The problem with he ‘human need’ things is that, taking your example of ‘food’, people don’t eat food – a universal but particular sorts of foods. I think the problam with the social democratic approach that you seem to be putting, is that it takes phenomena in a very poitive fashion: there just is food, for example. Instead there is a very definite social formation that produces particular sorts of needs and desires: people don’t eat food they eat McDonalds or Sushi or Tofu Burgers. A clearer example might be: people do not want to be alive, they want some particular sort of life – a life that they have reason to value – and we know that people give up life in order to achieve the possibility of the sort of life they would value.
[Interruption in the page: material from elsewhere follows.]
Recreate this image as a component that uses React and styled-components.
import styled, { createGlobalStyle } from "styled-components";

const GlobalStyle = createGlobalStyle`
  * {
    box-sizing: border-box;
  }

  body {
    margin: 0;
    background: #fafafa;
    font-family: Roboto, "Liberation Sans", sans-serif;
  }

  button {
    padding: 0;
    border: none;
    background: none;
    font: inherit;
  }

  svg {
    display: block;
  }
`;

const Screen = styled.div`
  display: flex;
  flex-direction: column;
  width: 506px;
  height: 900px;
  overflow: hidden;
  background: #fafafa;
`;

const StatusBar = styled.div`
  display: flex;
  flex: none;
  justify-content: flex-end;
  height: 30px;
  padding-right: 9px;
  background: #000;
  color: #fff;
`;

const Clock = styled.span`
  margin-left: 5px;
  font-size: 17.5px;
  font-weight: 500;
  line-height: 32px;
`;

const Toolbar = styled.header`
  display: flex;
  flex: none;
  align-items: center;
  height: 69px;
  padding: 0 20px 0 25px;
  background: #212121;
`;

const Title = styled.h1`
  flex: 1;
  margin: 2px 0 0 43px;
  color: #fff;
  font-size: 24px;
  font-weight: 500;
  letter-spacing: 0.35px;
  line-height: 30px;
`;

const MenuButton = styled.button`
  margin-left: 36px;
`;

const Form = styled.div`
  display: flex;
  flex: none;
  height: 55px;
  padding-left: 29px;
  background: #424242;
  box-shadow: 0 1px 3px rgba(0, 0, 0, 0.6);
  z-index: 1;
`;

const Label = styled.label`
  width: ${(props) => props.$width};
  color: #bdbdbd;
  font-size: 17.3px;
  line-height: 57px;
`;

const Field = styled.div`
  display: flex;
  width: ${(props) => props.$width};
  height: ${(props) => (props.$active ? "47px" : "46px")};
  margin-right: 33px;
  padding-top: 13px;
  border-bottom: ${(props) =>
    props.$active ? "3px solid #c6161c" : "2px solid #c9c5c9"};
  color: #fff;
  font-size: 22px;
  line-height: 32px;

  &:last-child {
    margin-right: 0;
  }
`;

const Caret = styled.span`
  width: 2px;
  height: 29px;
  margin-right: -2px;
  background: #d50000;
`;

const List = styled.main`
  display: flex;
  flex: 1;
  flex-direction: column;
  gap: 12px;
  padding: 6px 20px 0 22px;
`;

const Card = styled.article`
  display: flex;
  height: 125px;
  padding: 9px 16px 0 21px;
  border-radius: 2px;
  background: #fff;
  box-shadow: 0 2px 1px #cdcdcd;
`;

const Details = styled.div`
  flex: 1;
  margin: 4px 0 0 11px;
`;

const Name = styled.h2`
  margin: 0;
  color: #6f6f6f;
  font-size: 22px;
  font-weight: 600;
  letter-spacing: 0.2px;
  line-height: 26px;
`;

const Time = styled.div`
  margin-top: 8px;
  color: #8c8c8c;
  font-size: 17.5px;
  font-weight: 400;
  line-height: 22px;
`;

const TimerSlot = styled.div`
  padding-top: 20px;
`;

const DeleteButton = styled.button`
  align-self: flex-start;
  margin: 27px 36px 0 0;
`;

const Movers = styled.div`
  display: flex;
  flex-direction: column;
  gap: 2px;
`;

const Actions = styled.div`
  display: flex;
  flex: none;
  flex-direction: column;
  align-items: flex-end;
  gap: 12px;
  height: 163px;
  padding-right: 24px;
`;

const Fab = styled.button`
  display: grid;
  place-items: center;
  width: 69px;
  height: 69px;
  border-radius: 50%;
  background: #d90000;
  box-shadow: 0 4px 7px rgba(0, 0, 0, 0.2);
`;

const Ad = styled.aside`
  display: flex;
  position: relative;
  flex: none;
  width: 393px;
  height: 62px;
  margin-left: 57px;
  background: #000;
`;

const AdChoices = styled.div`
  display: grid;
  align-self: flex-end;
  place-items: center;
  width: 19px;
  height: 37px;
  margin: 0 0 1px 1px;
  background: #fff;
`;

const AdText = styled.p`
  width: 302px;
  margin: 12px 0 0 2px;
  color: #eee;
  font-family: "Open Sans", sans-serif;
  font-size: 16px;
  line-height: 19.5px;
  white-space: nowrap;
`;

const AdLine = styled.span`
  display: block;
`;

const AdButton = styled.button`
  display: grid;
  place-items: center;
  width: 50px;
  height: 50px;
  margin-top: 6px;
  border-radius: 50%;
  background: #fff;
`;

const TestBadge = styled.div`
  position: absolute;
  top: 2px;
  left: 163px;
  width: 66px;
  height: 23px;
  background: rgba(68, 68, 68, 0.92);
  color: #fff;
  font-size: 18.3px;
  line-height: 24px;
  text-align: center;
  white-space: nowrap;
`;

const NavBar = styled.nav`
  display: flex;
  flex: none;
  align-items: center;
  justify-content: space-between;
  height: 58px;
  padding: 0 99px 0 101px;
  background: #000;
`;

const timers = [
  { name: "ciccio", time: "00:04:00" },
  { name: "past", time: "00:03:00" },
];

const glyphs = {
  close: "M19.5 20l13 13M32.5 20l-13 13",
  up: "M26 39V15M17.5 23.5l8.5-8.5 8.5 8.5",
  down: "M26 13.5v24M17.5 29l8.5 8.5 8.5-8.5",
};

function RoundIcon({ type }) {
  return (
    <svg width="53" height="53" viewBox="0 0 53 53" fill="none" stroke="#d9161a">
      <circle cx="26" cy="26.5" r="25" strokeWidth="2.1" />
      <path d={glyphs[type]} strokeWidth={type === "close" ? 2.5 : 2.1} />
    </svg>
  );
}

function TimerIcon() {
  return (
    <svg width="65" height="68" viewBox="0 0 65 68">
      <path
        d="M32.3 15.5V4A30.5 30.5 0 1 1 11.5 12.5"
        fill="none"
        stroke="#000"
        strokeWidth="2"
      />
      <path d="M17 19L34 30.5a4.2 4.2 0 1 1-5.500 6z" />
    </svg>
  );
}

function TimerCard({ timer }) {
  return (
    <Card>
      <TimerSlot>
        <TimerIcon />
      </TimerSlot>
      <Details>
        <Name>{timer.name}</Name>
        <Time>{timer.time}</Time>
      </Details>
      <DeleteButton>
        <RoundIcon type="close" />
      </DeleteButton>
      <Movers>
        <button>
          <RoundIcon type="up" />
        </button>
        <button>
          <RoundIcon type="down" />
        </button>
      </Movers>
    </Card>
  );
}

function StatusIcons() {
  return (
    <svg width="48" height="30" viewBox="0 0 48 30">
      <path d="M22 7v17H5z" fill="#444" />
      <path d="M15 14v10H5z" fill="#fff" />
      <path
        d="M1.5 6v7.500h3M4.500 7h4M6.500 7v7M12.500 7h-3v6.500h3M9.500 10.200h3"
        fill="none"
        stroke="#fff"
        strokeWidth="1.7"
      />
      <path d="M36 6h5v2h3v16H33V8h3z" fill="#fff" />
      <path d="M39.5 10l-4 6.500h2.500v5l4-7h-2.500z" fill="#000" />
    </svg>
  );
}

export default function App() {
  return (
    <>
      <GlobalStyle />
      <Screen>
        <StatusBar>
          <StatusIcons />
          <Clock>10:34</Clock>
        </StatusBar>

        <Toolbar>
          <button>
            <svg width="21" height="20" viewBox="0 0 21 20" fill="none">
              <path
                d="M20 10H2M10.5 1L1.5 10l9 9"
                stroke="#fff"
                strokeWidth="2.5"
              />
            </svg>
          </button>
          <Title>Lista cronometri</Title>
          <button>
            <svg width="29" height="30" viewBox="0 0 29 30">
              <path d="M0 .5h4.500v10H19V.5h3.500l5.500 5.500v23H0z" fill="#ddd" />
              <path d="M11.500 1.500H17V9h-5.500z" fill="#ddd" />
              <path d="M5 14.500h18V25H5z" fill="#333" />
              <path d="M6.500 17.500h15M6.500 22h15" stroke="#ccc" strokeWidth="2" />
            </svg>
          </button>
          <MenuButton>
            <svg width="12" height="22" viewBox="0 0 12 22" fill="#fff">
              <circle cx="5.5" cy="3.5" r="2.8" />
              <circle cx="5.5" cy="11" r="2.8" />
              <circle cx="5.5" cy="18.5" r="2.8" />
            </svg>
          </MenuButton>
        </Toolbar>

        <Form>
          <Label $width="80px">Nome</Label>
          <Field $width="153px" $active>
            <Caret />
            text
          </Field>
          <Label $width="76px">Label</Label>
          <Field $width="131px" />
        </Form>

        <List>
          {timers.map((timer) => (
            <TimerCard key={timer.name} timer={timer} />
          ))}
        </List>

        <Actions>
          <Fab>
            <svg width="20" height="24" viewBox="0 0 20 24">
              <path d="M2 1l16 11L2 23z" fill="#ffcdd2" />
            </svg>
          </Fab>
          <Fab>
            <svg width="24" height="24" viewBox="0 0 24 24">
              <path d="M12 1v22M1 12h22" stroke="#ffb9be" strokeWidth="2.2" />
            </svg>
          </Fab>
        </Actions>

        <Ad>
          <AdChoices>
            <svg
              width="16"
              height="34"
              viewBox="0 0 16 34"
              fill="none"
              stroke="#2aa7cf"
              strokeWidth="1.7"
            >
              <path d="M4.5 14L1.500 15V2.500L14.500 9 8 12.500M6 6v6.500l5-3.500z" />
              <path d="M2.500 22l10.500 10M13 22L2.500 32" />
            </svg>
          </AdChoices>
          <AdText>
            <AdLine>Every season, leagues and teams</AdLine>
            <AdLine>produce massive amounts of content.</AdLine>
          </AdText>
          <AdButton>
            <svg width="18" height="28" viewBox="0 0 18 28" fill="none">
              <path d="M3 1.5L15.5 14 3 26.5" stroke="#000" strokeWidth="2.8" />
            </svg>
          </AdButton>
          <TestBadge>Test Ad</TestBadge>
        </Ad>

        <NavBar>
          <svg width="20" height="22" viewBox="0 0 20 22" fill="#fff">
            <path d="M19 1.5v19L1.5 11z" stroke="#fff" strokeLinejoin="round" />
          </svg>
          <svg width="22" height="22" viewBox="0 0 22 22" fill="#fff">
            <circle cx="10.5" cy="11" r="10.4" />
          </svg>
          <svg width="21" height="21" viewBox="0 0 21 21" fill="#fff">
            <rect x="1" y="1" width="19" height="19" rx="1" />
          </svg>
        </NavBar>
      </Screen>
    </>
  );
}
So talking about production for human need is just nonsensical, ‘human need’ isn’t a phrase that means anything for concrete human life. It also suggests that there is some transhistorical ground of human need, a centre that human society is trying to find. I find that implausible, and obviously contradictory with historical materialism.

Comment from John
Time July 23, 2010 at 7:10 pm

But Eli, the productive forces of capitalism objectively mean socialism can be on the agenda. We have the productive basis for a life of plenty now. But the consciousness of the working class makes that an impossibility at this moment in Australia.

Not sure about my ahistoricism. Here’s part of Engels’ eulogy at Marx’s funeral:

Just as Darwin discovered the law of development or organic nature, so Marx discovered the law of development of human history: the simple fact, hitherto concealed by an overgrowth of ideology, that mankind must first of all eat, drink, have shelter and clothing, before it can pursue politics, science, art, religion, etc.; that therefore the production of the immediate material means, and consequently the degree of economic development attained by a given people or during a given epoch, form the foundation upon which the state institutions, the legal conceptions, art, and even the ideas on religion, of the people concerned have been evolved, and in the light of which they must, therefore, be explained, instead of vice versa, as had hitherto been the case.

Comment from eli.cash
Time July 24, 2010 at 1:42 am

“We have the productive basis for a life of plenty now. But the consciousness of the working class makes that an impossibility at this moment in Australia.” But the productive basis is inseparable from capitalism (only analytically is there an ‘economy’ – it doesn’t actually exist), and you previously said that this didn’t produce for your ‘human needs’. So it now can, but we just aren’t conscious of this?

Comment from John
Time July 24, 2010 at 10:55 am

Eli I think we are discussing matters at cross purposes. Capitalism provides the material basis for socialism – eg enough to feed, house, educate everyone. It doesn’t because production is for profit, not satisfying need.